— Begin Information supplied —

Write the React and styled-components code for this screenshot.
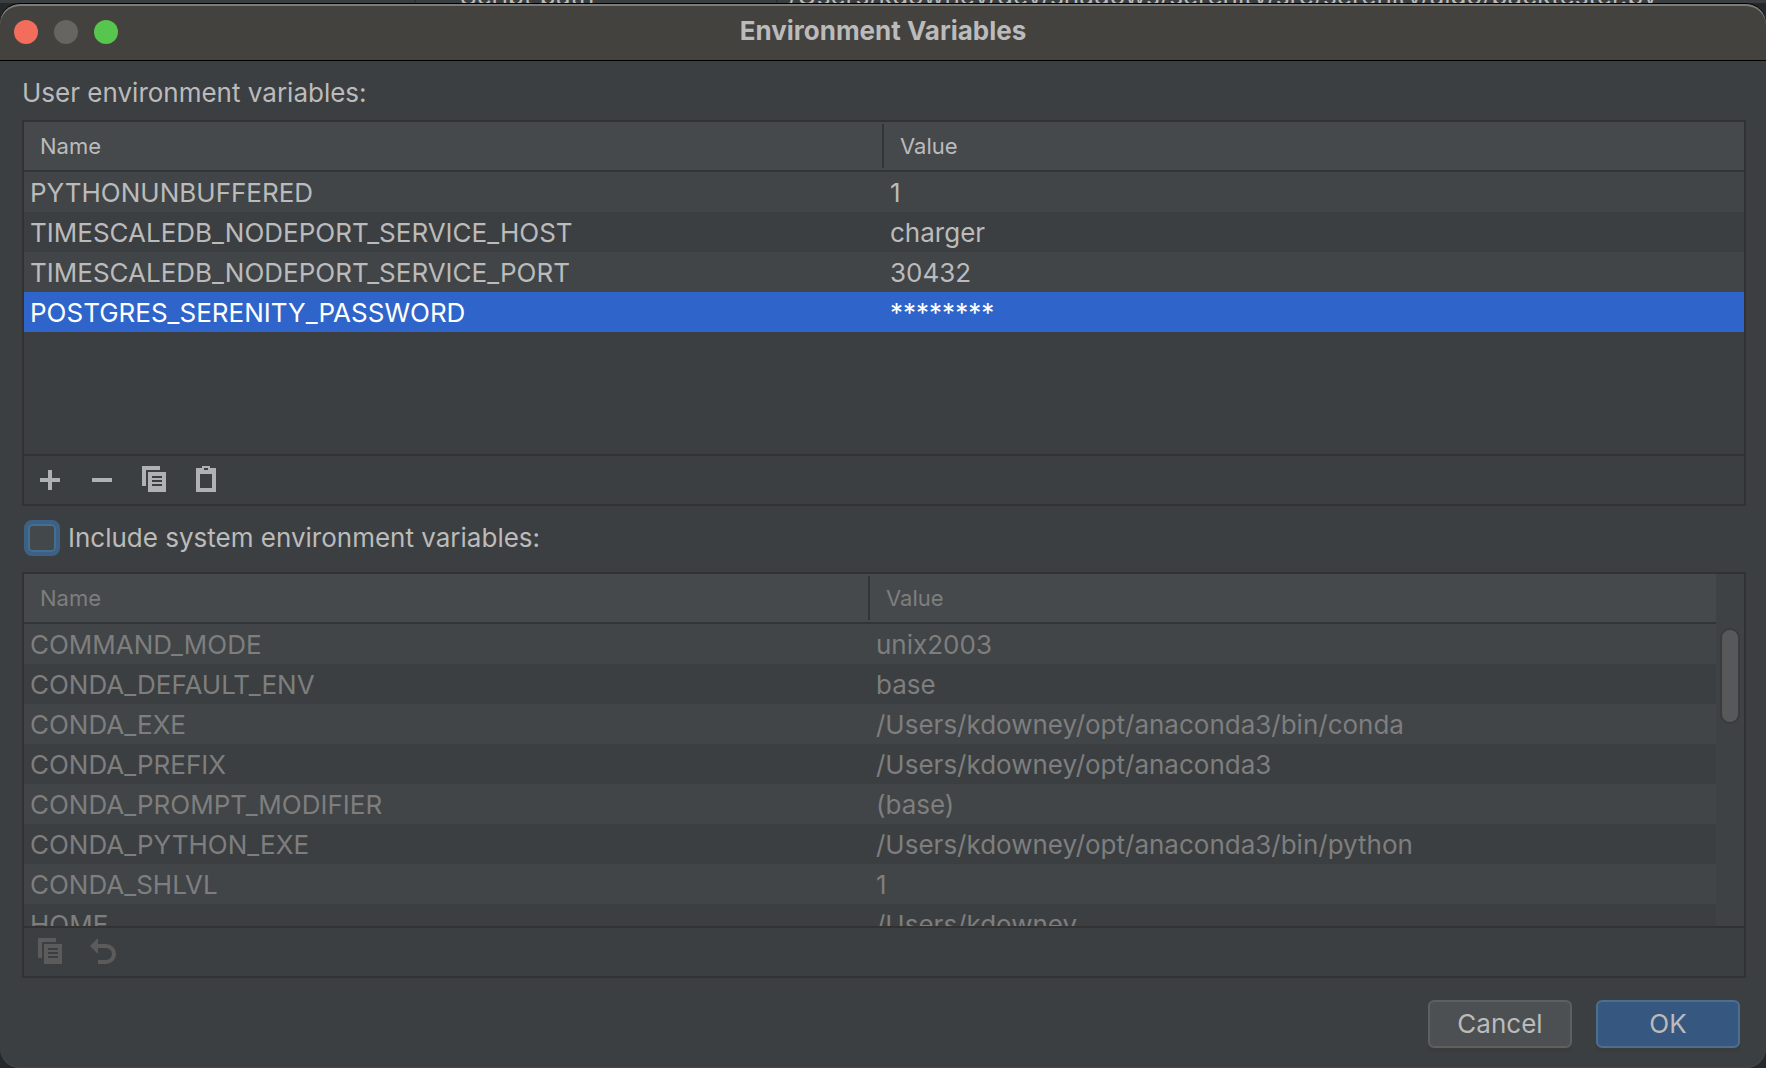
import React, { useState } from "react";
import styled, { createGlobalStyle, css } from "styled-components";

const GlobalStyle = createGlobalStyle`
  *, *::before, *::after { box-sizing: border-box; }
  html, body { margin: 0; background: #26292b; }
  body {
    font-family: Inter, "Liberation Sans", sans-serif;
    font-size: 26px;
    line-height: 40px;
    color: #bbbbbb;
    overflow: hidden;
  }
`;

const Screen = styled.div`
  height: 100vh;
  display: flex;
  flex-direction: column;
`;

const Backdrop = styled.div`
  flex: none;
  height: 3px;
  overflow: hidden;
  display: grid;
  grid-template-columns: 414px 46px 316px 1fr;
  align-content: end;
  background: #3a3e41;
`;

const BackdropCell = styled.span`
  line-height: 14px;
  padding-left: ${(p) => p.$indent || 0}px;
  border-left: ${(p) => (p.$ruled ? "2px solid #313335" : "none")};
  white-space: nowrap;
`;

const Dialog = styled.main`
  flex: 1;
  min-height: 0;
  display: flex;
  flex-direction: column;
  overflow: hidden;
  border-radius: 20px;
  border-top: 1px solid #000000;
  box-shadow: inset 0 -1px 0 #4c4648;
  background: #3c3f41;
`;

const TitleBar = styled.header`
  flex: none;
  height: 57px;
  display: grid;
  grid-template-columns: 1fr auto 1fr;
  align-items: center;
  padding: 0 14px;
  border-bottom: 1px solid #000000;
  border-radius: 20px 20px 0 0;
  box-shadow: inset 0 2px 0 #7b7c78;
  background: #43423f;
`;

const Lights = styled.div`
  display: flex;
  gap: 16px;
`;

const Light = styled.button`
  width: 24px;
  height: 24px;
  padding: 0;
  border: 0;
  border-radius: 50%;
  background: ${(p) => p.$color};
`;

const Title = styled.h1`
  margin: 0;
  padding-bottom: 2px;
  font-size: 26px;
  font-weight: 700;
  line-height: 40px;
`;

const Content = styled.div`
  flex: 1;
  min-height: 0;
  display: flex;
  flex-direction: column;
  padding: 12px 20px 20px 22px;
`;

const SectionLabel = styled.h2`
  margin: 0 0 7px;
  font-size: 26px;
  font-weight: 400;
  line-height: 40px;
`;

const Panel = styled.section`
  display: flex;
  flex-direction: column;
  border: 2px solid #323232;
  ${(p) =>
    p.$grow
      ? css`
          flex: 1;
          min-height: 0;
        `
      : css`
          flex: none;
        `}
  color: ${(p) => (p.$muted ? "#7e7e7e" : "#bbbbbb")};
`;

const TableArea = styled.div`
  display: flex;
  min-height: ${(p) => p.$minHeight || 0}px;
  flex: 1;
`;

const Scroller = styled.div`
  flex: 1;
  overflow-y: auto;
  scrollbar-width: none;
`;

const Table = styled.table`
  width: 100%;
  table-layout: fixed;
  border-collapse: separate;
  border-spacing: 0;
`;

const HeadCell = styled.th`
  position: sticky;
  top: 0;
  height: 50px;
  padding: 2px 0;
  border-bottom: 2px solid #313537;
  background: #45494b;
  font-size: 22px;
  font-weight: 400;
  line-height: 44px;
  text-align: left;
`;

const HeadText = styled.span`
  display: block;
  padding-left: 16px;
  border-right: ${(p) => (p.$divided ? "2px solid #313537" : "none")};
`;

const Row = styled.tr`
  background: ${(p) => (p.$selected ? "#2f65ca" : "#3c3f41")};
  color: ${(p) => (p.$selected ? "#ffffff" : "inherit")};

  &:nth-child(odd) {
    background: #414547;
  }
`;

const Cell = styled.td`
  height: 40px;
  padding: 2px 6px 0;
  line-height: 38px;
  white-space: nowrap;
  overflow: hidden;
`;

const Track = styled.div`
  flex: none;
  width: 28px;
  padding: 54px 4px 0;
  background: #3f4244;
`;

const Thumb = styled.div`
  height: 96px;
  border: 2px solid #393b3d;
  border-radius: 10px;
  background: #575859;
`;

const Toolbar = styled.div`
  flex: none;
  display: flex;
  align-items: center;
  gap: 20px;
  height: 50px;
  padding: 0 10px;
  border-top: 2px solid #323232;
`;

const ToolButton = styled.button`
  width: 32px;
  height: 32px;
  padding: 0;
  border: 0;
  background: none;
  color: #afb1b3;

  &:disabled {
    color: #5b5b5b;
  }

  svg {
    display: block;
  }
`;

const CheckRow = styled.label`
  flex: none;
  display: flex;
  align-items: center;
  gap: 8px;
  padding: 12px 2px 14px;
  align-self: flex-start;
`;

const CheckBox = styled.input`
  appearance: none;
  width: 36px;
  height: 36px;
  margin: 0;
  border: 4px solid #3d6185;
  border-radius: 8px;
  box-shadow: inset 0 0 0 2px #466d94;
  background: #43494a;

  &:checked {
    background: #43494a linear-gradient(#bbbbbb, #bbbbbb) center / 14px 14px no-repeat;
  }
`;

const Actions = styled.footer`
  flex: none;
  display: flex;
  justify-content: flex-end;
  gap: 24px;
  padding: 22px 6px 0;
`;

const ActionButton = styled.button`
  width: 144px;
  height: 48px;
  padding: 0;
  border: 2px solid ${(p) => (p.$primary ? "#4c708c" : "#5e6060")};
  border-radius: 6px;
  box-shadow: 0 4px 0 #393b3d;
  background: ${(p) => (p.$primary ? "#365880" : "#4c5052")};
  color: #bbbbbb;
  font: inherit;
`;

const AddIcon = () => (
  <svg width="32" height="32" viewBox="0 0 32 32" fill="currentColor" aria-hidden="true">
    <path d="M14 6h4v8h8v4h-8v8h-4v-8H6v-4h8z" />
  </svg>
);

const RemoveIcon = () => (
  <svg width="32" height="32" viewBox="0 0 32 32" fill="currentColor" aria-hidden="true">
    <path d="M6 14h20v4H6z" />
  </svg>
);

const CopyIcon = () => (
  <svg width="32" height="32" viewBox="0 0 32 32" fill="currentColor" fillRule="evenodd" aria-hidden="true">
    <path d="M4 2h18v4H8v16H4z" />
    <path d="M10 8h18v20H10zM14 12v2h10v-2zM14 16v2h10v-2zM14 20v2h10v-2z" />
  </svg>
);

const PasteIcon = () => (
  <svg width="32" height="32" viewBox="0 0 32 32" fill="currentColor" fillRule="evenodd" aria-hidden="true">
    <path d="M12 2h8v2h6v24H6V4h6zM14 4v2h4V4zM10 10v14h12V10z" />
  </svg>
);

const UndoIcon = () => (
  <svg width="32" height="32" viewBox="0 0 32 32" aria-hidden="true">
    <path d="M4 10l8-8v16z" fill="currentColor" />
    <path d="M12 10h8a8 8 0 0 1 0 16h-8" fill="none" stroke="currentColor" strokeWidth="4" />
  </svg>
);

const userVariables = [
  ["PYTHONUNBUFFERED", "1"],
  ["TIMESCALEDB_NODEPORT_SERVICE_HOST", "charger"],
  ["TIMESCALEDB_NODEPORT_SERVICE_PORT", "30432"],
  ["POSTGRES_SERENITY_PASSWORD", "********"],
];

const systemVariables = [
  ["COMMAND_MODE", "unix2003"],
  ["CONDA_DEFAULT_ENV", "base"],
  ["CONDA_EXE", "/Users/kdowney/opt/anaconda3/bin/conda"],
  ["CONDA_PREFIX", "/Users/kdowney/opt/anaconda3"],
  ["CONDA_PROMPT_MODIFIER", "(base)"],
  ["CONDA_PYTHON_EXE", "/Users/kdowney/opt/anaconda3/bin/python"],
  ["CONDA_SHLVL", "1"],
  ["HOME", "/Users/kdowney"],
];

function VariableTable({ label, rows, selected }) {
  return (
    <Scroller>
      <Table aria-label={label}>
        <thead>
          <tr>
            <HeadCell scope="col">
              <HeadText $divided>Name</HeadText>
            </HeadCell>
            <HeadCell scope="col">
              <HeadText>Value</HeadText>
            </HeadCell>
          </tr>
        </thead>
        <tbody>
          {rows.map(([name, value]) => (
            <Row key={name} $selected={name === selected}>
              <Cell>{name}</Cell>
              <Cell>{value}</Cell>
            </Row>
          ))}
        </tbody>
      </Table>
    </Scroller>
  );
}

export default function App() {
  const [includeSystem, setIncludeSystem] = useState(false);

  return (
    <Screen>
      <GlobalStyle />
      <Backdrop aria-hidden="true">
        <BackdropCell />
        <BackdropCell $ruled>&nbsp;</BackdropCell>
        <BackdropCell>Script path</BackdropCell>
        <BackdropCell $ruled $indent={10}>
          /Users/kdowney/dev/shadows/serenity/src/serenity/algo/backtester.py
        </BackdropCell>
      </Backdrop>
      <Dialog>
        <TitleBar>
          <Lights>
            <Light type="button" aria-label="Close" $color="#f36d5d" />
            <Light type="button" aria-label="Minimize" $color="#656562" />
            <Light type="button" aria-label="Zoom" $color="#57c64f" />
          </Lights>
          <Title>Environment Variables</Title>
        </TitleBar>
        <Content>
          <SectionLabel>User environment variables:</SectionLabel>
          <Panel>
            <TableArea $minHeight={332}>
              <VariableTable
                label="User environment variables"
                rows={userVariables}
                selected="POSTGRES_SERENITY_PASSWORD"
              />
            </TableArea>
            <Toolbar>
              <ToolButton type="button" aria-label="Add"><AddIcon /></ToolButton>
              <ToolButton type="button" aria-label="Remove"><RemoveIcon /></ToolButton>
              <ToolButton type="button" aria-label="Copy"><CopyIcon /></ToolButton>
              <ToolButton type="button" aria-label="Paste"><PasteIcon /></ToolButton>
            </Toolbar>
          </Panel>
          <CheckRow>
            <CheckBox
              type="checkbox"
              checked={includeSystem}
              onChange={(e) => setIncludeSystem(e.target.checked)}
            />
            Include system environment variables:
          </CheckRow>
          <Panel $grow $muted>
            <TableArea>
              <VariableTable label="System environment variables" rows={systemVariables} />
              <Track>
                <Thumb />
              </Track>
            </TableArea>
            <Toolbar>
              <ToolButton type="button" aria-label="Copy" disabled><CopyIcon /></ToolButton>
              <ToolButton type="button" aria-label="Revert" disabled><UndoIcon /></ToolButton>
            </Toolbar>
          </Panel>
          <Actions>
            <ActionButton type="button">Cancel</ActionButton>
            <ActionButton type="button" $primary>OK</ActionButton>
          </Actions>
        </Content>
      </Dialog>
    </Screen>
  );
}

— End Information supplied —

- [Given request]: Check every line of the data, and copy the ones that contain "React".

- [Result of this task]:
Write the React and styled-components code for this screenshot.
import React, { useState } from "react";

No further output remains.